* Exercise instructions *
Each line below should be retyped exactly, with no pictures.

## start Data extract

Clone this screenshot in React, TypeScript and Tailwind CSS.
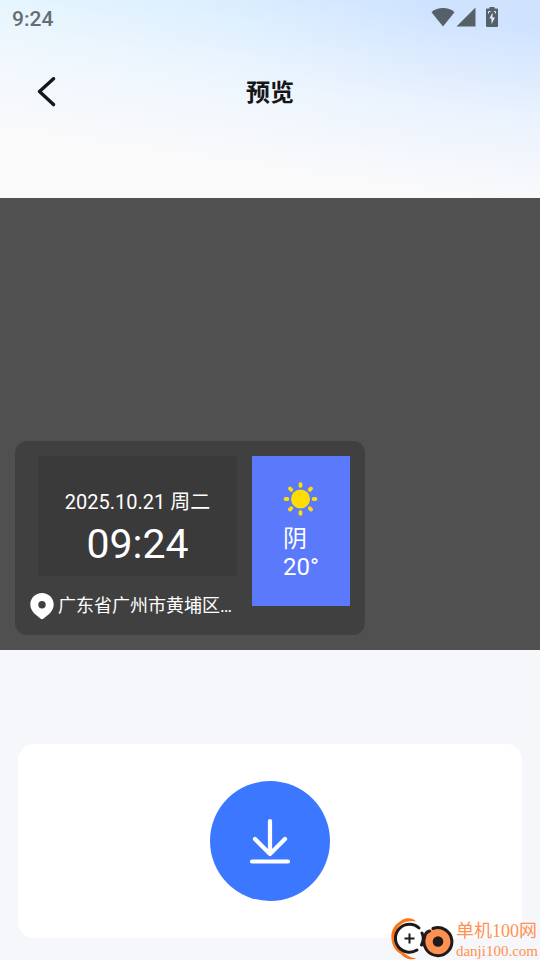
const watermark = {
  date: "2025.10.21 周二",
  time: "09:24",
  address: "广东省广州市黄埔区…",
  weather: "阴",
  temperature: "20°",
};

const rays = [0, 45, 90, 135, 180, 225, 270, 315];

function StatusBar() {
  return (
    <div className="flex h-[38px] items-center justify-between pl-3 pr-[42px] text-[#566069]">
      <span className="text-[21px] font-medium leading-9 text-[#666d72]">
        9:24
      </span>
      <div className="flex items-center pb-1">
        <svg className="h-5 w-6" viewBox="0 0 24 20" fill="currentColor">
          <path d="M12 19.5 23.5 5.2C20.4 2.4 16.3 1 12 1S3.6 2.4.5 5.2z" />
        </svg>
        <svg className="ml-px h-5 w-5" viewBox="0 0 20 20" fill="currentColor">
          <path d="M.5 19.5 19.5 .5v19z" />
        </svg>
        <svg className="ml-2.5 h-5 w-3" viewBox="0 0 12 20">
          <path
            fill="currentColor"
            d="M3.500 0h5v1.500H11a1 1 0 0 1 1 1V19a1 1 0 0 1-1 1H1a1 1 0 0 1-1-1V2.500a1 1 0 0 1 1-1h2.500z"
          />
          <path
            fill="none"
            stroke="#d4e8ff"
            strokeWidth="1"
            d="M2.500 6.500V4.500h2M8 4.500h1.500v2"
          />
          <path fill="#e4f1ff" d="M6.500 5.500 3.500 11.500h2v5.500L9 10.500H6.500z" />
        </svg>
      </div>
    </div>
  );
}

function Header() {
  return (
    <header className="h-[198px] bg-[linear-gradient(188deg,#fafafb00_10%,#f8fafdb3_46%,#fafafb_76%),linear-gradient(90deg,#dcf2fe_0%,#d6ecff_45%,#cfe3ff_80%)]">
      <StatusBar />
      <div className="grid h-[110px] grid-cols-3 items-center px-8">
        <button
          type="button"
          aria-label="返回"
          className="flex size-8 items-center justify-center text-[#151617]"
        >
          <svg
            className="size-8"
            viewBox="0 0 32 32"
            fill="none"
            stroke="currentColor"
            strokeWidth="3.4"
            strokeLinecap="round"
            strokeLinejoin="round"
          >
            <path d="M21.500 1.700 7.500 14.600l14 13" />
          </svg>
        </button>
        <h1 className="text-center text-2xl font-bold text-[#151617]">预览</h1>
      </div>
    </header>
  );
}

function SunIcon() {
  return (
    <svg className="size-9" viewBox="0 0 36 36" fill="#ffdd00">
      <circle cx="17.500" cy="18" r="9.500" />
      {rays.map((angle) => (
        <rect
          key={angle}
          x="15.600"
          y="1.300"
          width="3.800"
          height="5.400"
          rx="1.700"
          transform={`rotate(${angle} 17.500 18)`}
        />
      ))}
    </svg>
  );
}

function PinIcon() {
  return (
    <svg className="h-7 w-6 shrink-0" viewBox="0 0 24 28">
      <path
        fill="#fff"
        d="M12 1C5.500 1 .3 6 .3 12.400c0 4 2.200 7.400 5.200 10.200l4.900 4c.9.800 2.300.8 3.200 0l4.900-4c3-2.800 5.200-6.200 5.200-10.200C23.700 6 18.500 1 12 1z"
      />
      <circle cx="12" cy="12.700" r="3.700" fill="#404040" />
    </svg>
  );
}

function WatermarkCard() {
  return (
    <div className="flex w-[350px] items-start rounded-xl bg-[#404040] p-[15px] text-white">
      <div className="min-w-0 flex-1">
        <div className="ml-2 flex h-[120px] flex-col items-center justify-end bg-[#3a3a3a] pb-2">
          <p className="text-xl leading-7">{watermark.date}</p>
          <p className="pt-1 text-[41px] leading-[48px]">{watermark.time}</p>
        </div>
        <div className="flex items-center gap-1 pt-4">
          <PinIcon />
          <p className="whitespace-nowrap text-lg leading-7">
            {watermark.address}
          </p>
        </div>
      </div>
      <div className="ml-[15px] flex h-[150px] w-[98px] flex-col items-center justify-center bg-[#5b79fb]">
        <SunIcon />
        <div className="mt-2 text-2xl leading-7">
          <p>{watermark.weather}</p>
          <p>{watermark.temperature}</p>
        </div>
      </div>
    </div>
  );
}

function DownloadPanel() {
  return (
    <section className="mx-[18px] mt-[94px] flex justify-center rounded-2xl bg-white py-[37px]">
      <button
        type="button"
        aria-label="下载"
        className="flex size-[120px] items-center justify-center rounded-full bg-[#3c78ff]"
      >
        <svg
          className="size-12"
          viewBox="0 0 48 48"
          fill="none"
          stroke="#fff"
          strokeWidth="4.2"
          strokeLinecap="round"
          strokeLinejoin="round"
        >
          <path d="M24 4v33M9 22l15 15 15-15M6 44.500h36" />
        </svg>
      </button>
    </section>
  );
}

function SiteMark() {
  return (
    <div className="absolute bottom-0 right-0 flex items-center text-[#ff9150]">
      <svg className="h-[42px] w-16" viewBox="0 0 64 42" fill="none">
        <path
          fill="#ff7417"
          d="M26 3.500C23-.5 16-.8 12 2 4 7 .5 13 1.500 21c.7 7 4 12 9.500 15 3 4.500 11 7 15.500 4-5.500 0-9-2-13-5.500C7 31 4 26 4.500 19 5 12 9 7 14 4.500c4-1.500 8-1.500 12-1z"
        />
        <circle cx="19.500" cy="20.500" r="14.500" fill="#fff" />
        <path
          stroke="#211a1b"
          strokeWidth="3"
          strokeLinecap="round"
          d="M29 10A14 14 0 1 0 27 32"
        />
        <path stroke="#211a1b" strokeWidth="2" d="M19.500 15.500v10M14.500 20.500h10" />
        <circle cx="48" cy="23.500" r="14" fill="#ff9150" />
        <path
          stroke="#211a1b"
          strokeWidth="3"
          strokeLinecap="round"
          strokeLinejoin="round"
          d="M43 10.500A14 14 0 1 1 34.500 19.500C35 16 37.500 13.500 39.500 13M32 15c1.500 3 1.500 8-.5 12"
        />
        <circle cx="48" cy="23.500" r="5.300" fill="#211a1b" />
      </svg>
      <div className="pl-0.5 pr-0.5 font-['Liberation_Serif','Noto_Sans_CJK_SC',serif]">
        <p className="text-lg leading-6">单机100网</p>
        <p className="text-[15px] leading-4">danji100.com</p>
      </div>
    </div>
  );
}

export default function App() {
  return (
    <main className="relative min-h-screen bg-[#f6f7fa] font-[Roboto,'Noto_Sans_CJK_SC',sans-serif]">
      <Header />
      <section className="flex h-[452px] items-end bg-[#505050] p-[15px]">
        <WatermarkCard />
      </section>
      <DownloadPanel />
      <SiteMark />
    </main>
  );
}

## end Data extract

* Result *
Clone this screenshot in React, TypeScript and Tailwind CSS.
const watermark = {
  date: "2025.10.21 周二",
  time: "09:24",
  address: "广东省广州市黄埔区…",
  weather: "阴",
  temperature: "20°",
};

const rays = [0, 45, 90, 135, 180, 225, 270, 315];

function StatusBar() {
  return (
    <div className="flex h-[38px] items-center justify-between pl-3 pr-[42px] text-[#566069]">
      <span className="text-[21px] font-medium leading-9 text-[#666d72]">
        9:24
      </span>
      <div className="flex items-center pb-1">
        <svg className="h-5 w-6" viewBox="0 0 24 20" fill="currentColor">
          <path d="M12 19.5 23.5 5.2C20.4 2.4 16.3 1 12 1S3.6 2.4.5 5.2z" />
        </svg>
        <svg className="ml-px h-5 w-5" viewBox="0 0 20 20" fill="currentColor">
          <path d="M.5 19.5 19.5 .5v19z" />
        </svg>
        <svg className="ml-2.5 h-5 w-3" viewBox="0 0 12 20">
          <path
            fill="currentColor"
            d="M3.500 0h5v1.500H11a1 1 0 0 1 1 1V19a1 1 0 0 1-1 1H1a1 1 0 0 1-1-1V2.500a1 1 0 0 1 1-1h2.500z"
          />
          <path
            fill="none"
            stroke="#d4e8ff"
            strokeWidth="1"
            d="M2.500 6.500V4.500h2M8 4.500h1.500v2"
          />
          <path fill="#e4f1ff" d="M6.500 5.500 3.500 11.500h2v5.500L9 10.500H6.500z" />
        </svg>
      </div>
    </div>
  );
}

function Header() {
  return (
    <header className="h-[198px] bg-[linear-gradient(188deg,#fafafb00_10%,#f8fafdb3_46%,#fafafb_76%),linear-gradient(90deg,#dcf2fe_0%,#d6ecff_45%,#cfe3ff_80%)]">
      <StatusBar />
      <div className="grid h-[110px] grid-cols-3 items-center px-8">
        <button
          type="button"
          aria-label="返回"
          className="flex size-8 items-center justify-center text-[#151617]"
        >
          <svg
            className="size-8"
            viewBox="0 0 32 32"
            fill="none"
            stroke="currentColor"
            strokeWidth="3.4"
            strokeLinecap="round"
            strokeLinejoin="round"
          >
            <path d="M21.500 1.700 7.500 14.600l14 13" />
          </svg>
        </button>
        <h1 className="text-center text-2xl font-bold text-[#151617]">预览</h1>
      </div>
    </header>
  );
}

function SunIcon() {
  return (
    <svg className="size-9" viewBox="0 0 36 36" fill="#ffdd00">
      <circle cx="17.500" cy="18" r="9.500" />
      {rays.map((angle) => (
        <rect
          key={angle}
          x="15.600"
          y="1.300"
          width="3.800"
          height="5.400"
          rx="1.700"
          transform={`rotate(${angle} 17.500 18)`}
        />
      ))}
    </svg>
  );
}

function PinIcon() {
  return (
    <svg className="h-7 w-6 shrink-0" viewBox="0 0 24 28">
      <path
        fill="#fff"
        d="M12 1C5.500 1 .3 6 .3 12.400c0 4 2.200 7.400 5.200 10.200l4.900 4c.9.800 2.300.8 3.200 0l4.900-4c3-2.800 5.200-6.200 5.200-10.200C23.700 6 18.500 1 12 1z"
      />
      <circle cx="12" cy="12.700" r="3.700" fill="#404040" />
    </svg>
  );
}

function WatermarkCard() {
  return (
    <div className="flex w-[350px] items-start rounded-xl bg-[#404040] p-[15px] text-white">
      <div className="min-w-0 flex-1">
        <div className="ml-2 flex h-[120px] flex-col items-center justify-end bg-[#3a3a3a] pb-2">
          <p className="text-xl leading-7">{watermark.date}</p>
          <p className="pt-1 text-[41px] leading-[48px]">{watermark.time}</p>
        </div>
        <div className="flex items-center gap-1 pt-4">
          <PinIcon />
          <p className="whitespace-nowrap text-lg leading-7">
            {watermark.address}
          </p>
        </div>
      </div>
      <div className="ml-[15px] flex h-[150px] w-[98px] flex-col items-center justify-center bg-[#5b79fb]">
        <SunIcon />
        <div className="mt-2 text-2xl leading-7">
          <p>{watermark.weather}</p>
          <p>{watermark.temperature}</p>
        </div>
      </div>
    </div>
  );
}

function DownloadPanel() {
  return (
    <section className="mx-[18px] mt-[94px] flex justify-center rounded-2xl bg-white py-[37px]">
      <button
        type="button"
        aria-label="下载"
        className="flex size-[120px] items-center justify-center rounded-full bg-[#3c78ff]"
      >
        <svg
          className="size-12"
          viewBox="0 0 48 48"
          fill="none"
          stroke="#fff"
          strokeWidth="4.2"
          strokeLinecap="round"
          strokeLinejoin="round"
        >
          <path d="M24 4v33M9 22l15 15 15-15M6 44.500h36" />
        </svg>
      </button>
    </section>
  );
}

function SiteMark() {
  return (
    <div className="absolute bottom-0 right-0 flex items-center text-[#ff9150]">
      <svg className="h-[42px] w-16" viewBox="0 0 64 42" fill="none">
        <path
          fill="#ff7417"
          d="M26 3.500C23-.5 16-.8 12 2 4 7 .5 13 1.500 21c.7 7 4 12 9.500 15 3 4.500 11 7 15.500 4-5.500 0-9-2-13-5.500C7 31 4 26 4.500 19 5 12 9 7 14 4.500c4-1.500 8-1.500 12-1z"
        />
        <circle cx="19.500" cy="20.500" r="14.500" fill="#fff" />
        <path
          stroke="#211a1b"
          strokeWidth="3"
          strokeLinecap="round"
          d="M29 10A14 14 0 1 0 27 32"
        />
        <path stroke="#211a1b" strokeWidth="2" d="M19.500 15.500v10M14.500 20.500h10" />
        <circle cx="48" cy="23.500" r="14" fill="#ff9150" />
        <path
          stroke="#211a1b"
          strokeWidth="3"
          strokeLinecap="round"
          strokeLinejoin="round"
          d="M43 10.500A14 14 0 1 1 34.500 19.500C35 16 37.500 13.500 39.500 13M32 15c1.500 3 1.500 8-.5 12"
        />
        <circle cx="48" cy="23.500" r="5.300" fill="#211a1b" />
      </svg>
      <div className="pl-0.5 pr-0.5 font-['Liberation_Serif','Noto_Sans_CJK_SC',serif]">
        <p className="text-lg leading-6">单机100网</p>
        <p className="text-[15px] leading-4">danji100.com</p>
      </div>
    </div>
  );
}

export default function App() {
  return (
    <main className="relative min-h-screen bg-[#f6f7fa] font-[Roboto,'Noto_Sans_CJK_SC',sans-serif]">
      <Header />
      <section className="flex h-[452px] items-end bg-[#505050] p-[15px]">
        <WatermarkCard />
      </section>
      <DownloadPanel />
      <SiteMark />
    </main>
  );
}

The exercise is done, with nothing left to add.